* Input for this task

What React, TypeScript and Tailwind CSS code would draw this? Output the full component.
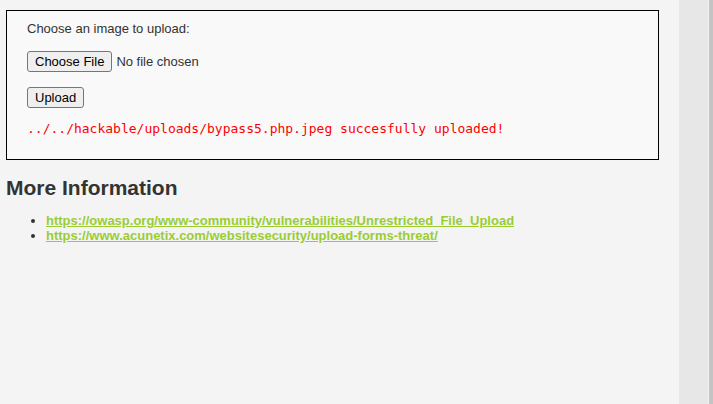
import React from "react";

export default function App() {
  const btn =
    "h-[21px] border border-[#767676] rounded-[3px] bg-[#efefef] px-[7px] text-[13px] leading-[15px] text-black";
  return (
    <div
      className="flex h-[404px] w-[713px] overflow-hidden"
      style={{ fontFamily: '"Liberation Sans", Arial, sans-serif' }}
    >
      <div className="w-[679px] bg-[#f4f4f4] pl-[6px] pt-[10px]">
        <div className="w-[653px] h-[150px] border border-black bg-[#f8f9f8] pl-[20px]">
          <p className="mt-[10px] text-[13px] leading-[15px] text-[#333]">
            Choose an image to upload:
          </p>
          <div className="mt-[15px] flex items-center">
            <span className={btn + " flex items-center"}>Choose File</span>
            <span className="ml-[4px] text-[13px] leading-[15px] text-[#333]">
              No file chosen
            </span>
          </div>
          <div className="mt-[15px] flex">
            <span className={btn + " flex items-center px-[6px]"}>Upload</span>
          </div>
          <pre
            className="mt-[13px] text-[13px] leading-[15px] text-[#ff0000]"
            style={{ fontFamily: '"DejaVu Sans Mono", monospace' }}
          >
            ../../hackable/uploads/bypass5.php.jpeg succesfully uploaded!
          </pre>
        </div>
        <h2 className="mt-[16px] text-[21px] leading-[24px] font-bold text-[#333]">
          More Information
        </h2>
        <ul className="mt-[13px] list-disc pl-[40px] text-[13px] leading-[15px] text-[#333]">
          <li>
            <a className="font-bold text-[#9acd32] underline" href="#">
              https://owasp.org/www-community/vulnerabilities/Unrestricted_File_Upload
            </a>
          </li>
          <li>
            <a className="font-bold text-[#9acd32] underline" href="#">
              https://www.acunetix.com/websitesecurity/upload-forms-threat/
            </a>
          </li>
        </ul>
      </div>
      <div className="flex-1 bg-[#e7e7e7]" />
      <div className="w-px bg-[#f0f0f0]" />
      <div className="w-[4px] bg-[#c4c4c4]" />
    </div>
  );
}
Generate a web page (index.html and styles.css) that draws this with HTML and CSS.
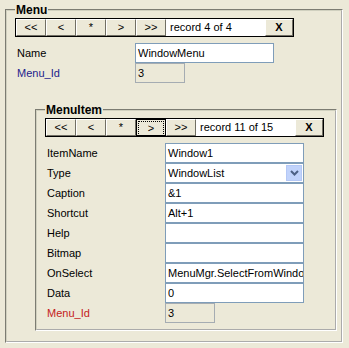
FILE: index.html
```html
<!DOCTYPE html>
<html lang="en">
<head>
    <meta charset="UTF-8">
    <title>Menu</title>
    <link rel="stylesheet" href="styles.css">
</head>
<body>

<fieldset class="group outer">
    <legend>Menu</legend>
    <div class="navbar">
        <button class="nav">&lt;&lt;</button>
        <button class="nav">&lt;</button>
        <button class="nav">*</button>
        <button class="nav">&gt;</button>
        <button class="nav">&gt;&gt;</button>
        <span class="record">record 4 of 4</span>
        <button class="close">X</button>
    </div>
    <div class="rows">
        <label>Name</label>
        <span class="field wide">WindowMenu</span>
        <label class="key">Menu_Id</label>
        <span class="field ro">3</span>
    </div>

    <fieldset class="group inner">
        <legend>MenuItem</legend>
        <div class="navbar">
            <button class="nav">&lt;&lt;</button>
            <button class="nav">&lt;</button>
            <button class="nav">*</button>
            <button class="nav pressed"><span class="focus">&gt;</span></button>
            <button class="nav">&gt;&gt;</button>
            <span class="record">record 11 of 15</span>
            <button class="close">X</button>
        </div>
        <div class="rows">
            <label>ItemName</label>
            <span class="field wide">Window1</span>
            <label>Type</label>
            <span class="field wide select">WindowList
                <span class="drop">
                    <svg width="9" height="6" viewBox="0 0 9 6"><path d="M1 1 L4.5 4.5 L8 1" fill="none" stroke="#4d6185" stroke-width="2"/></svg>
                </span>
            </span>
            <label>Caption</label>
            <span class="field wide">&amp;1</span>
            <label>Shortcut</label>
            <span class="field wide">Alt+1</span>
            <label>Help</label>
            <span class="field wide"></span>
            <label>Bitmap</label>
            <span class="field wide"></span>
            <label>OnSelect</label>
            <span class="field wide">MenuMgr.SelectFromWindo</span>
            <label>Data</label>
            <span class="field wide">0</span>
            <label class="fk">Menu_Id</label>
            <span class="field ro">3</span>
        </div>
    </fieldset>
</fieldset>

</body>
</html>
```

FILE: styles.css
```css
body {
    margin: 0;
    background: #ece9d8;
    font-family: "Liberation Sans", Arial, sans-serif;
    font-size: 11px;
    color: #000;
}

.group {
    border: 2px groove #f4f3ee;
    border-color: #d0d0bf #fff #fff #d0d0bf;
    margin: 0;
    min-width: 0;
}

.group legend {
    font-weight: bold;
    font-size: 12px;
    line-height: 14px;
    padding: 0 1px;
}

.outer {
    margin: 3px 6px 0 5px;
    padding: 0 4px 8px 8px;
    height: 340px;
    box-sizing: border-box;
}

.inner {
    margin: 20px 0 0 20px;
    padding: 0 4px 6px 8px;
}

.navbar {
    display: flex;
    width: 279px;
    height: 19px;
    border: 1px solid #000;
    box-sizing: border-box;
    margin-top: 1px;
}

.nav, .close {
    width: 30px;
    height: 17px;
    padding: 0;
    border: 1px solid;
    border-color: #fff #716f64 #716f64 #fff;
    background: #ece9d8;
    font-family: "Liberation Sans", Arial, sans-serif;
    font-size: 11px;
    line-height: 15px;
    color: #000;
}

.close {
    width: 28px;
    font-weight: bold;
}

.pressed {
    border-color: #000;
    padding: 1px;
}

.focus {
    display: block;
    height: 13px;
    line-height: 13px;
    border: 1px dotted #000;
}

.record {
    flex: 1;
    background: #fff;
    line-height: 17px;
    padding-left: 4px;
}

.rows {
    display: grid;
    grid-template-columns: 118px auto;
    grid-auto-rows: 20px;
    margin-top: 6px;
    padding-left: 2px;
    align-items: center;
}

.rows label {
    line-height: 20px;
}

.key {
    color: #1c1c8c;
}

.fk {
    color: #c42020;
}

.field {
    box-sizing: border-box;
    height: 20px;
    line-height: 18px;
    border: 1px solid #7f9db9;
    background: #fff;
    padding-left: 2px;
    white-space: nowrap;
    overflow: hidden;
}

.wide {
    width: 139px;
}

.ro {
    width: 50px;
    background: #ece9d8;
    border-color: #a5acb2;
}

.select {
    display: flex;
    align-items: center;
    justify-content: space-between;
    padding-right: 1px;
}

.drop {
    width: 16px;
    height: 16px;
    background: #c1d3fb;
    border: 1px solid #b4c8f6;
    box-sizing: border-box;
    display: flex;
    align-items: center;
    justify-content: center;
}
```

* Exercise task
Return the whole listing, word for word, and leave out every picture.

* Solution for this problem
What React, TypeScript and Tailwind CSS code would draw this? Output the full component.
import React from "react";

export default function App() {
  const btn =
    "h-[21px] border border-[#767676] rounded-[3px] bg-[#efefef] px-[7px] text-[13px] leading-[15px] text-black";
  return (
    <div
      className="flex h-[404px] w-[713px] overflow-hidden"
      style={{ fontFamily: '"Liberation Sans", Arial, sans-serif' }}
    >
      <div className="w-[679px] bg-[#f4f4f4] pl-[6px] pt-[10px]">
        <div className="w-[653px] h-[150px] border border-black bg-[#f8f9f8] pl-[20px]">
          <p className="mt-[10px] text-[13px] leading-[15px] text-[#333]">
            Choose an image to upload:
          </p>
          <div className="mt-[15px] flex items-center">
            <span className={btn + " flex items-center"}>Choose File</span>
            <span className="ml-[4px] text-[13px] leading-[15px] text-[#333]">
              No file chosen
            </span>
          </div>
          <div className="mt-[15px] flex">
            <span className={btn + " flex items-center px-[6px]"}>Upload</span>
          </div>
          <pre
            className="mt-[13px] text-[13px] leading-[15px] text-[#ff0000]"
            style={{ fontFamily: '"DejaVu Sans Mono", monospace' }}
          >
            ../../hackable/uploads/bypass5.php.jpeg succesfully uploaded!
          </pre>
        </div>
        <h2 className="mt-[16px] text-[21px] leading-[24px] font-bold text-[#333]">
          More Information
        </h2>
        <ul className="mt-[13px] list-disc pl-[40px] text-[13px] leading-[15px] text-[#333]">
          <li>
            <a className="font-bold text-[#9acd32] underline" href="#">
              https://owasp.org/www-community/vulnerabilities/Unrestricted_File_Upload
            </a>
          </li>
          <li>
            <a className="font-bold text-[#9acd32] underline" href="#">
              https://www.acunetix.com/websitesecurity/upload-forms-threat/
            </a>
          </li>
        </ul>
      </div>
      <div className="flex-1 bg-[#e7e7e7]" />
      <div className="w-px bg-[#f0f0f0]" />
      <div className="w-[4px] bg-[#c4c4c4]" />
    </div>
  );
}
Generate a web page (index.html and styles.css) that draws this with HTML and CSS.
FILE: index.html
```html
<!DOCTYPE html>
<html lang="en">
<head>
    <meta charset="UTF-8">
    <title>Menu</title>
    <link rel="stylesheet" href="styles.css">
</head>
<body>

<fieldset class="group outer">
    <legend>Menu</legend>
    <div class="navbar">
        <button class="nav">&lt;&lt;</button>
        <button class="nav">&lt;</button>
        <button class="nav">*</button>
        <button class="nav">&gt;</button>
        <button class="nav">&gt;&gt;</button>
        <span class="record">record 4 of 4</span>
        <button class="close">X</button>
    </div>
    <div class="rows">
        <label>Name</label>
        <span class="field wide">WindowMenu</span>
        <label class="key">Menu_Id</label>
        <span class="field ro">3</span>
    </div>

    <fieldset class="group inner">
        <legend>MenuItem</legend>
        <div class="navbar">
            <button class="nav">&lt;&lt;</button>
            <button class="nav">&lt;</button>
            <button class="nav">*</button>
            <button class="nav pressed"><span class="focus">&gt;</span></button>
            <button class="nav">&gt;&gt;</button>
            <span class="record">record 11 of 15</span>
            <button class="close">X</button>
        </div>
        <div class="rows">
            <label>ItemName</label>
            <span class="field wide">Window1</span>
            <label>Type</label>
            <span class="field wide select">WindowList
                <span class="drop">
                    <svg width="9" height="6" viewBox="0 0 9 6"><path d="M1 1 L4.5 4.5 L8 1" fill="none" stroke="#4d6185" stroke-width="2"/></svg>
                </span>
            </span>
            <label>Caption</label>
            <span class="field wide">&amp;1</span>
            <label>Shortcut</label>
            <span class="field wide">Alt+1</span>
            <label>Help</label>
            <span class="field wide"></span>
            <label>Bitmap</label>
            <span class="field wide"></span>
            <label>OnSelect</label>
            <span class="field wide">MenuMgr.SelectFromWindo</span>
            <label>Data</label>
            <span class="field wide">0</span>
            <label class="fk">Menu_Id</label>
            <span class="field ro">3</span>
        </div>
    </fieldset>
</fieldset>

</body>
</html>
```

FILE: styles.css
```css
body {
    margin: 0;
    background: #ece9d8;
    font-family: "Liberation Sans", Arial, sans-serif;
    font-size: 11px;
    color: #000;
}

.group {
    border: 2px groove #f4f3ee;
    border-color: #d0d0bf #fff #fff #d0d0bf;
    margin: 0;
    min-width: 0;
}

.group legend {
    font-weight: bold;
    font-size: 12px;
    line-height: 14px;
    padding: 0 1px;
}

.outer {
    margin: 3px 6px 0 5px;
    padding: 0 4px 8px 8px;
    height: 340px;
    box-sizing: border-box;
}

.inner {
    margin: 20px 0 0 20px;
    padding: 0 4px 6px 8px;
}

.navbar {
    display: flex;
    width: 279px;
    height: 19px;
    border: 1px solid #000;
    box-sizing: border-box;
    margin-top: 1px;
}

.nav, .close {
    width: 30px;
    height: 17px;
    padding: 0;
    border: 1px solid;
    border-color: #fff #716f64 #716f64 #fff;
    background: #ece9d8;
    font-family: "Liberation Sans", Arial, sans-serif;
    font-size: 11px;
    line-height: 15px;
    color: #000;
}

.close {
    width: 28px;
    font-weight: bold;
}

.pressed {
    border-color: #000;
    padding: 1px;
}

.focus {
    display: block;
    height: 13px;
    line-height: 13px;
    border: 1px dotted #000;
}

.record {
    flex: 1;
    background: #fff;
    line-height: 17px;
    padding-left: 4px;
}

.rows {
    display: grid;
    grid-template-columns: 118px auto;
    grid-auto-rows: 20px;
    margin-top: 6px;
    padding-left: 2px;
    align-items: center;
}

.rows label {
    line-height: 20px;
}

.key {
    color: #1c1c8c;
}

.fk {
    color: #c42020;
}

.field {
    box-sizing: border-box;
    height: 20px;
    line-height: 18px;
    border: 1px solid #7f9db9;
    background: #fff;
    padding-left: 2px;
    white-space: nowrap;
    overflow: hidden;
}

.wide {
    width: 139px;
}

.ro {
    width: 50px;
    background: #ece9d8;
    border-color: #a5acb2;
}

.select {
    display: flex;
    align-items: center;
    justify-content: space-between;
    padding-right: 1px;
}

.drop {
    width: 16px;
    height: 16px;
    background: #c1d3fb;
    border: 1px solid #b4c8f6;
    box-sizing: border-box;
    display: flex;
    align-items: center;
    justify-content: center;
}
```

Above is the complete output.